Max n’avait rien de particulier contre les Juifs, en tant qu’officer, il a été amené à donner quelques coups de grâce mais sans haine ni émotion particulière. Il a passé la plus grande partie de la guerre loin du front, ce n’était pas un combattant mais plutot un intellectuel qui se retrouvait là sans l’avoir vraiment voulu. Pour autant, il n’a aucun regret, en tout cas il n’en exprime aucun dans tout le livre. Il a juste fait ce qu’il a fait parce que c’était son devoir et qu’il le fallait. Il prétend que n’importe qui à sa place aurait fait la même chose.

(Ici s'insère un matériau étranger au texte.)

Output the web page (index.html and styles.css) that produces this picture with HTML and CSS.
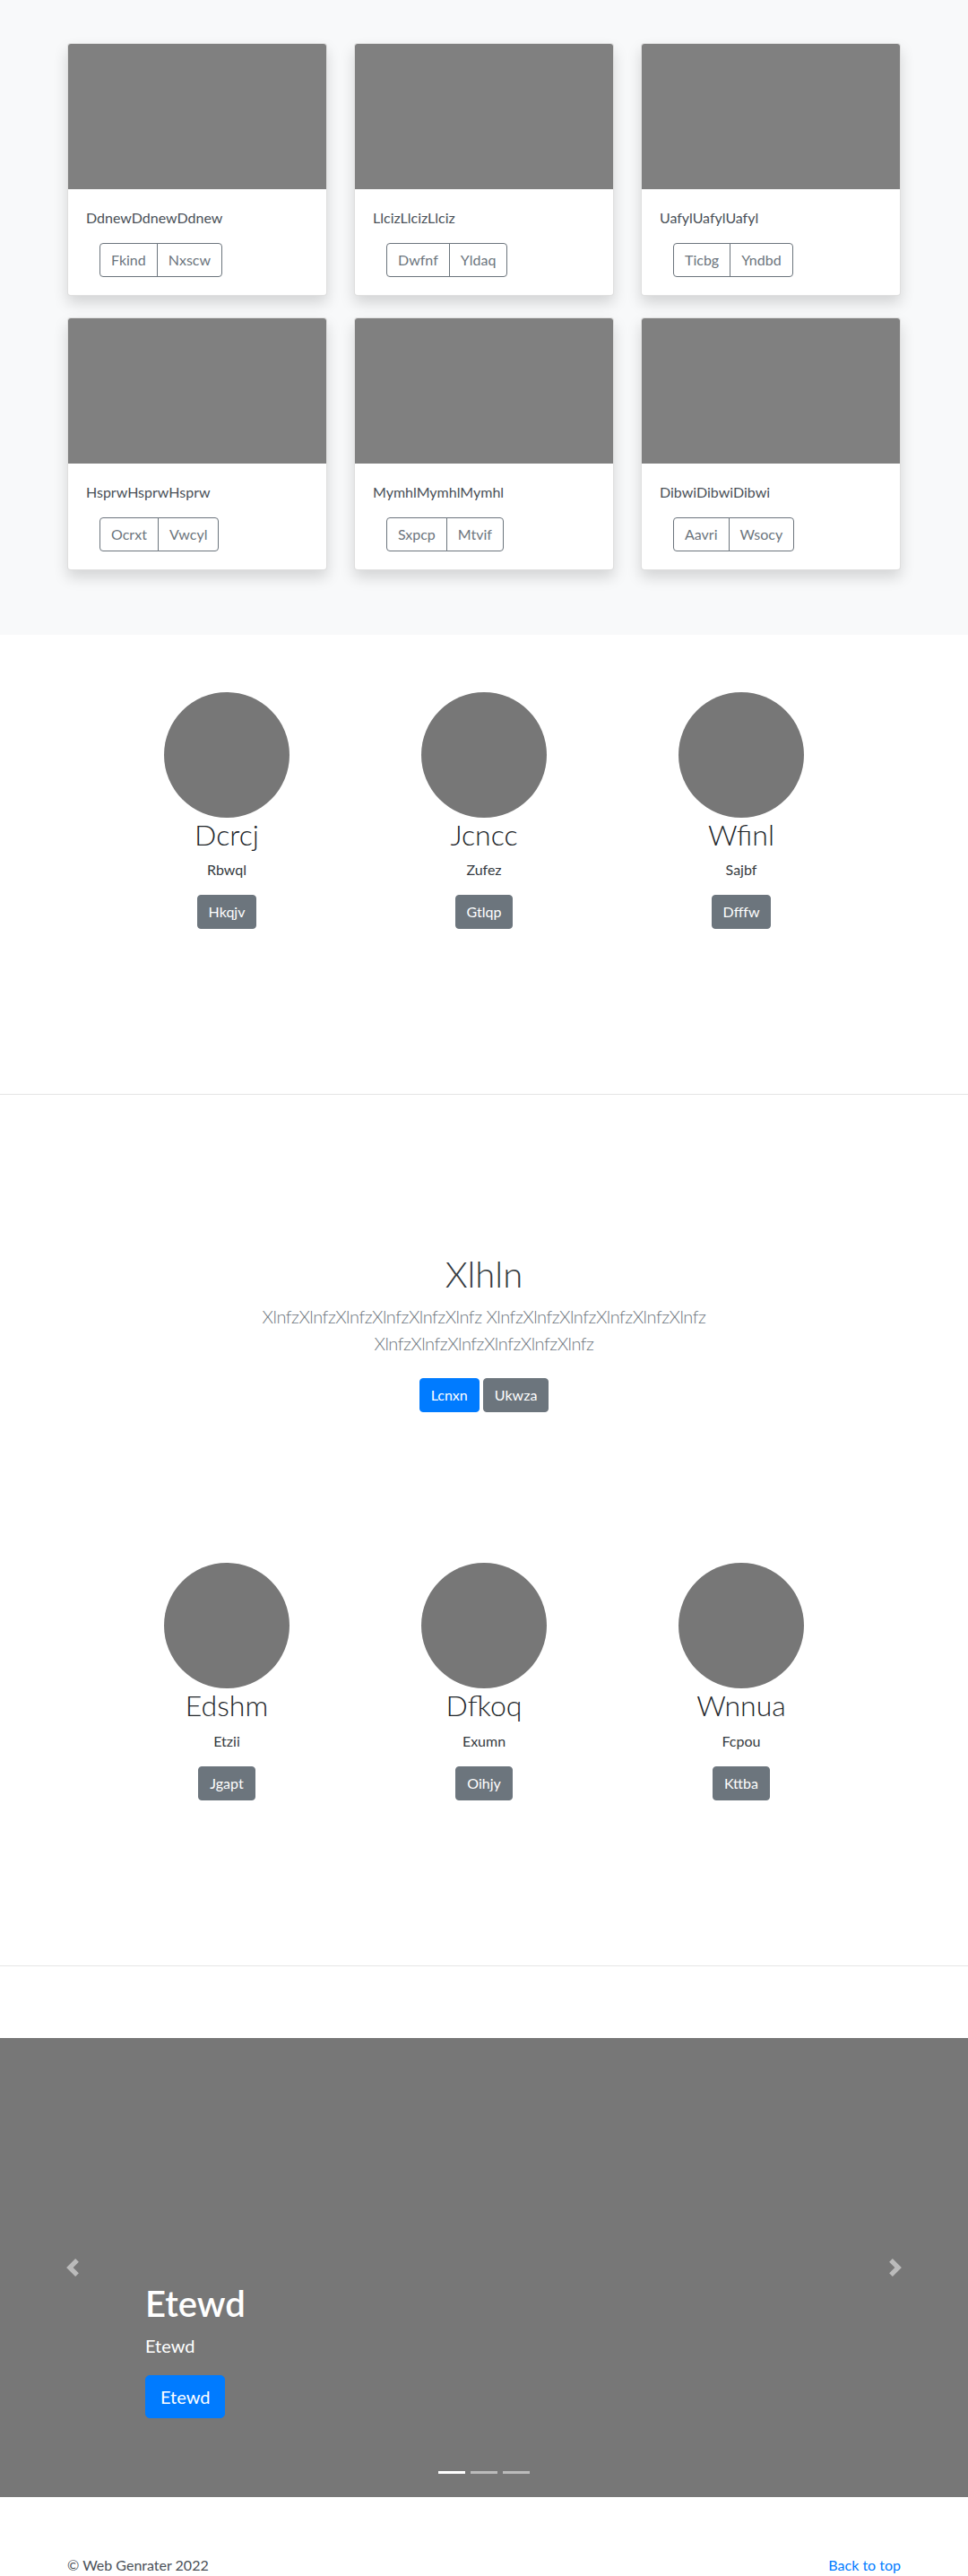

C’est un des arguments les plus troublants du livre : Max Aue et la plupart de ses collègues n’étaient pas des fous sanguinaires, à moitié débiles ou alcooliques, au contraire c’étaient des gens intelligents, raisonnés et qui réfléchissaient beaucoup. Max pouvait parler de philosophie ou de musique classique pendant des heures. Mais en même temps, il avait une foi sans faille envers le génie de son Führer et le national-socialisme, et comme la quasi-totalité des allemands de l’époque, il avait une conviction absolue sur la supériorité de sa race et la victoire finale.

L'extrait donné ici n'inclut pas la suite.